Mas como omnívoro que es, no crean que tras estas fiestas patronales de las huevas a la plancha, o del pulpo, que también le encanta, crudo y bien troceado, hace luego ascos a la comida seca de su dieta habitual.
Aunque sea comida seca baja en calorías, porque como buen gato de la sociedad posindustrial del bienestar también debe tomar sus precauciones de báscula. No hay nada más feo que un gato gordo y barrigón, que un obeso gato. Por mucho que coma, Remo conserva la línea. ¿No la va a conservar, si no para en todo el día de hacer ejercicio de saltos y carreras? Le pasa como a todos los gatos, que llevan esa ventaja sobre los hombres, que se acerca bastante al ideal de belleza gatuna. Lo he observado en los anuncios de productos de belleza, de vestidos, de modas para las señoras. Vienen en la publicidad unas modelos estilizadas y delgadas, hermosísimas, que no tienen nada que ver con las señoras gordas que vemos en la parada del autobús o de tiendas. A los hombres que aparecen en la publicidad les pasa igual. Anuncian la colonia, el jabón de afeitar, los pantalones vaqueros con unos muchachos con el estómago pegado a la espalda, atléticos, guapetones. No tienen nada que ver con el oficinista barrigudo que compra esos productos. En cambio los gatos igualan quevedescamente con la belleza de su vida el pensamiento de la imagen de sus productos alimenticios. Remo es bastante parecido a los gatos que vienen retratados en los envases de pienso seco. Todas las gatas son bastante parecidas a las gatas «top models», a las gatas como de «Marie Claire» o de «Cosmopolitan» que vienen en las etiquetas de las latas de deliciosa comida húmeda.

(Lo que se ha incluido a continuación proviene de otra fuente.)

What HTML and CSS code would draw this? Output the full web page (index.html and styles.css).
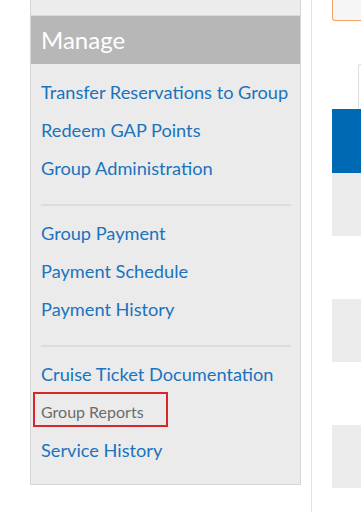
FILE: index.html
```html
<!DOCTYPE html>
<html lang="en">
<head>
    <meta charset="UTF-8">
    <meta name="viewport" content="width=device-width, initial-scale=1.0">
    <title>Manage Group</title>
    <link rel="stylesheet" href="styles.css">
</head>
<body>
    <div class="page">
        <aside class="sidebar">
            <div class="sidebar-top"></div>
            <h2 class="sidebar-title">Manage</h2>
            <ul class="menu">
                <li><a href="#">Transfer Reservations to Group</a></li>
                <li><a href="#">Redeem GAP Points</a></li>
                <li><a href="#">Group Administration</a></li>
                <li class="sep"></li>
                <li><a href="#">Group Payment</a></li>
                <li><a href="#">Payment Schedule</a></li>
                <li><a href="#">Payment History</a></li>
                <li class="sep"></li>
                <li><a href="#">Cruise Ticket Documentation</a></li>
                <li class="current"><span>Group Reports</span></li>
                <li><a href="#">Service History</a></li>
            </ul>
        </aside>
        <div class="divider"></div>
        <main class="content">
            <div class="notice"></div>
            <div class="tab"></div>
            <div class="row row-head"></div>
            <div class="row row-gray"></div>
            <div class="row"></div>
            <div class="row row-gray"></div>
            <div class="row"></div>
            <div class="row row-gray"></div>
        </main>
    </div>
</body>
</html>
```

FILE: styles.css
```css
body {
    margin: 0;
    background: #fff;
    font-family: Lato, "Open Sans", Arial, sans-serif;
}
.page {
    display: flex;
    height: 512px;
    overflow: hidden;
}
.sidebar {
    margin-left: 30px;
    width: 269px;
    align-self: flex-start;
    background: #ebebeb;
    border: 1px solid #d6d6d6;
    border-top: none;
}
.sidebar-top {
    height: 15px;
    background: #ececec;
    border-bottom: 1px solid #d9d9d9;
}
.sidebar-title {
    margin: 0;
    height: 48px;
    line-height: 47px;
    padding-left: 10px;
    background: #b7b7b7;
    color: #fff;
    font-size: 24px;
    font-weight: normal;
}
.menu {
    list-style: none;
    margin: 0;
    padding: 9px 9px 15px 10px;
}
.menu li {
    height: 38px;
    line-height: 38px;
    font-size: 18.2px;
}
.menu a {
    color: #1a73bd;
    text-decoration: none;
}
.menu .sep {
    height: 0;
    margin: 17px 0 8px;
    border-top: 2px solid #dcdcdc;
}
.menu .current {
    position: relative;
    font-size: 16px;
    color: #6b6b6b;
}
.menu .current::after {
    content: "";
    position: absolute;
    left: -8px;
    top: -1px;
    width: 131px;
    height: 31px;
    border: 2px solid #d9262a;
}
.divider {
    margin-left: 10px;
    width: 1px;
    background: #e2e2e2;
}
.content {
    margin-left: 20px;
    flex: 1;
    display: flex;
    flex-direction: column;
}
.notice {
    height: 20px;
    background: #f6f6f7;
    border-left: 1px solid #f4a46a;
    border-bottom: 1px solid #f4a46a;
    border-bottom-left-radius: 3px;
}
.tab {
    margin: 43px 0 0 26px;
    height: 44px;
    border-left: 1px solid #dedede;
    border-top: 1px solid #dedede;
    border-top-left-radius: 3px;
}
.row {
    height: 63px;
}
.row-head {
    height: 64px;
    background: #0069b3;
}
.row-gray {
    background: #ebebeb;
}
```
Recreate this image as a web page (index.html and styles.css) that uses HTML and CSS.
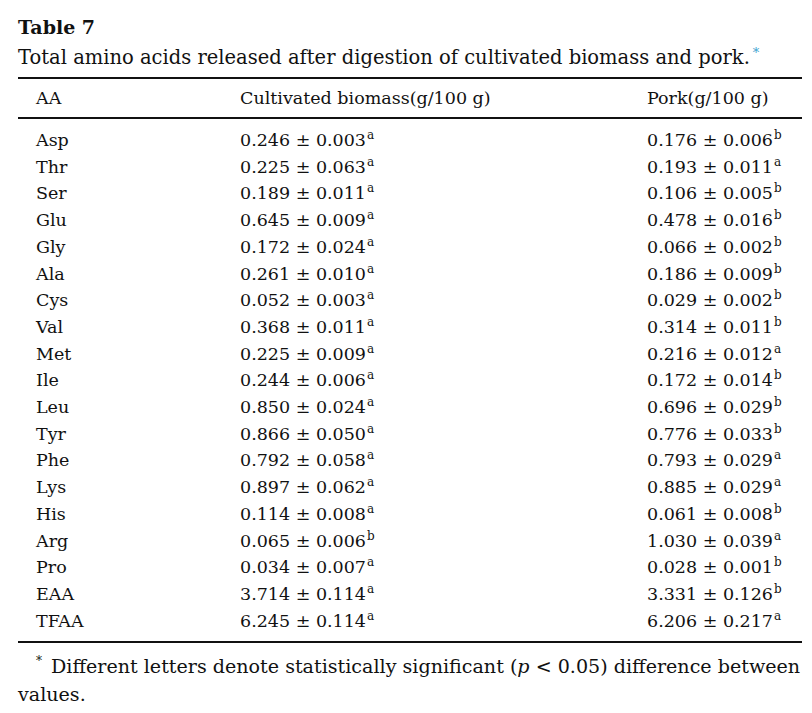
FILE: index.html
```html
<!DOCTYPE html>
<html>
<head>
<meta charset="utf-8">
<link rel="stylesheet" href="styles.css">
</head>
<body>
<div class="wrap">
  <h2 class="title">Table 7</h2>
  <p class="caption">Total amino acids released after digestion of cultivated biomass and pork.<sup class="ref">*</sup></p>
  <table class="tbl">
    <colgroup><col class="c1"><col class="c2"><col class="c3"></colgroup>
    <thead>
      <tr><th>AA</th><th>Cultivated biomass(g/100 g)</th><th>Pork(g/100 g)</th></tr>
    </thead>
    <tbody>
      <tr><td>Asp</td><td>0.246 ± 0.003<sup>a</sup></td><td>0.176 ± 0.006<sup>b</sup></td></tr>
      <tr><td>Thr</td><td>0.225 ± 0.063<sup>a</sup></td><td>0.193 ± 0.011<sup>a</sup></td></tr>
      <tr><td>Ser</td><td>0.189 ± 0.011<sup>a</sup></td><td>0.106 ± 0.005<sup>b</sup></td></tr>
      <tr><td>Glu</td><td>0.645 ± 0.009<sup>a</sup></td><td>0.478 ± 0.016<sup>b</sup></td></tr>
      <tr><td>Gly</td><td>0.172 ± 0.024<sup>a</sup></td><td>0.066 ± 0.002<sup>b</sup></td></tr>
      <tr><td>Ala</td><td>0.261 ± 0.010<sup>a</sup></td><td>0.186 ± 0.009<sup>b</sup></td></tr>
      <tr><td>Cys</td><td>0.052 ± 0.003<sup>a</sup></td><td>0.029 ± 0.002<sup>b</sup></td></tr>
      <tr><td>Val</td><td>0.368 ± 0.011<sup>a</sup></td><td>0.314 ± 0.011<sup>b</sup></td></tr>
      <tr><td>Met</td><td>0.225 ± 0.009<sup>a</sup></td><td>0.216 ± 0.012<sup>a</sup></td></tr>
      <tr><td>Ile</td><td>0.244 ± 0.006<sup>a</sup></td><td>0.172 ± 0.014<sup>b</sup></td></tr>
      <tr><td>Leu</td><td>0.850 ± 0.024<sup>a</sup></td><td>0.696 ± 0.029<sup>b</sup></td></tr>
      <tr><td>Tyr</td><td>0.866 ± 0.050<sup>a</sup></td><td>0.776 ± 0.033<sup>b</sup></td></tr>
      <tr><td>Phe</td><td>0.792 ± 0.058<sup>a</sup></td><td>0.793 ± 0.029<sup>a</sup></td></tr>
      <tr><td>Lys</td><td>0.897 ± 0.062<sup>a</sup></td><td>0.885 ± 0.029<sup>a</sup></td></tr>
      <tr><td>His</td><td>0.114 ± 0.008<sup>a</sup></td><td>0.061 ± 0.008<sup>b</sup></td></tr>
      <tr><td>Arg</td><td>0.065 ± 0.006<sup>b</sup></td><td>1.030 ± 0.039<sup>a</sup></td></tr>
      <tr><td>Pro</td><td>0.034 ± 0.007<sup>a</sup></td><td>0.028 ± 0.001<sup>b</sup></td></tr>
      <tr><td>EAA</td><td>3.714 ± 0.114<sup>a</sup></td><td>3.331 ± 0.126<sup>b</sup></td></tr>
      <tr><td>TFAA</td><td>6.245 ± 0.114<sup>a</sup></td><td>6.206 ± 0.217<sup>a</sup></td></tr>
    </tbody>
  </table>
  <p class="note"><sup class="star">*</sup>Different letters denote statistically significant (<i>p</i> &lt; 0.05) difference between values.</p>
</div>
</body>
</html>
```
FILE: styles.css
```css
html, body {
  margin: 0;
  padding: 0;
  background: #fff;
}
body {
  font-family: "DejaVu Serif", "Liberation Serif", serif;
  color: #111;
}
.wrap {
  padding: 0 8px 0 18px;
}
.title {
  margin: 0;
  padding-top: 15px;
  font-size: 19px;
  line-height: 24px;
  font-weight: bold;
}
.caption {
  margin: 0;
  padding-top: 5px;
  font-size: 19.5px;
  line-height: 28px;
  white-space: nowrap;
}
.ref {
  color: #3c9fd0;
  font-size: 13px;
  vertical-align: 0;
  position: relative;
  top: -7px;
  margin-left: 3px;
}
.tbl {
  margin-top: 3px;
  width: 784px;
  border-collapse: collapse;
  table-layout: fixed;
  font-size: 17.5px;
}
.c1 { width: 222px; }
.c2 { width: 407px; }
.c3 { width: 155px; }
.tbl thead tr {
  border-top: 2px solid #111;
  border-bottom: 2px solid #111;
}
.tbl th {
  font-weight: normal;
  text-align: left;
  height: 38px;
  padding: 0;
  vertical-align: middle;
  white-space: nowrap;
}
.tbl th:first-child,
.tbl td:first-child {
  padding-left: 18px;
}
.tbl td {
  padding: 0;
  line-height: 26.7px;
  height: 26.7px;
  white-space: nowrap;
}
.tbl tbody tr:first-child td {
  padding-top: 8px;
}
.tbl tbody tr:last-child td {
  padding-bottom: 7px;
}
.tbl tbody tr:last-child {
  border-bottom: 2px solid #111;
}
.tbl sup {
  font-size: 12px;
  line-height: 0;
  vertical-align: 0;
  position: relative;
  top: -7px;
  margin-left: 1px;
}
.note {
  margin: 0;
  padding-top: 10px;
  font-size: 19.1px;
  line-height: 28px;
  text-indent: 18px;
  margin-right: -6px;
}
.star {
  font-size: 12px;
  line-height: 0;
  vertical-align: 0;
  position: relative;
  top: -8px;
  margin-right: 9px;
}
```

El sibaritismo de la comida no se corresponde con la bebida. De momento no nos ha exigido vino en las comidas, ni es un ordinario gato americano que coma con cocacola. Le basta y le sobra con el agua. Que ha de ser limpia y fresca. En cuanto hay una mota de comida seca que ha caído en el bebedero y se ha esponjado en su líquido, no bebe ni gota. Dicen que los caballos sólo beben el agua que esté muy limpia, transparente. Los gatos les ganan. Son más exigentes todavía para el agua que los caballos. De milagro no nos pide agua mineral. Sin gas. Porque una vez metió su hocico en un vaso donde Isabel tomaba agua con gas, ¡y pegó un salto enorme al sentir las cosquillas de las burbujas en sus narices!
Como un aragonés con la bota o un castellano con el porrón, a este gato andaluz de la Bética romana le encanta beber a morro en el grifo del fregadero de la cocina. De un salto se encarama allí y olisquea el grifo con su naricilla. Señal cabalística de sus preferencias, que sabemos significa que quiere que le abramos el grifo a caño libre. Aun cuando tenga agua de sobra en su bebedero, le encanta lamer con su lengua áspera el agua que sale, fresca, del grifo, aun en pleno invierno. Le resulta divertido hacer cabriolas y equilibrios para conseguir el agua del grifo, encaramado entre los dos senos del fregadero de la cocina, más que tomarla tranquila y monótonamente de los dos senos de su rojo bebedero.
Y le pega tales lametones y lengüetazos al caño libre del grifo, que con la fuerza que trae el chorro del agua, se salpica todo y se pone la cabeza completamente mojada. Con un movimiento enérgico, se sacude el agua.
No lo han descubierto aún los estudiosos de los gatos, pero suponemos que se trata de la ducha de este gato tan limpio, que no sólo le gusta que lo bañemos, sino que se ducha por su cuenta con el pretexto de beber a morro en el grifo.
Porque cuando ya está bien bebido y bien remojado, después de sacudirse con un fuerte desplazamiento de cabeza, se baja del fregadero y se pone a secarse a conciencia, solemne y parsimoniosamente.
Con la absorbente toalla de baño de su lengua.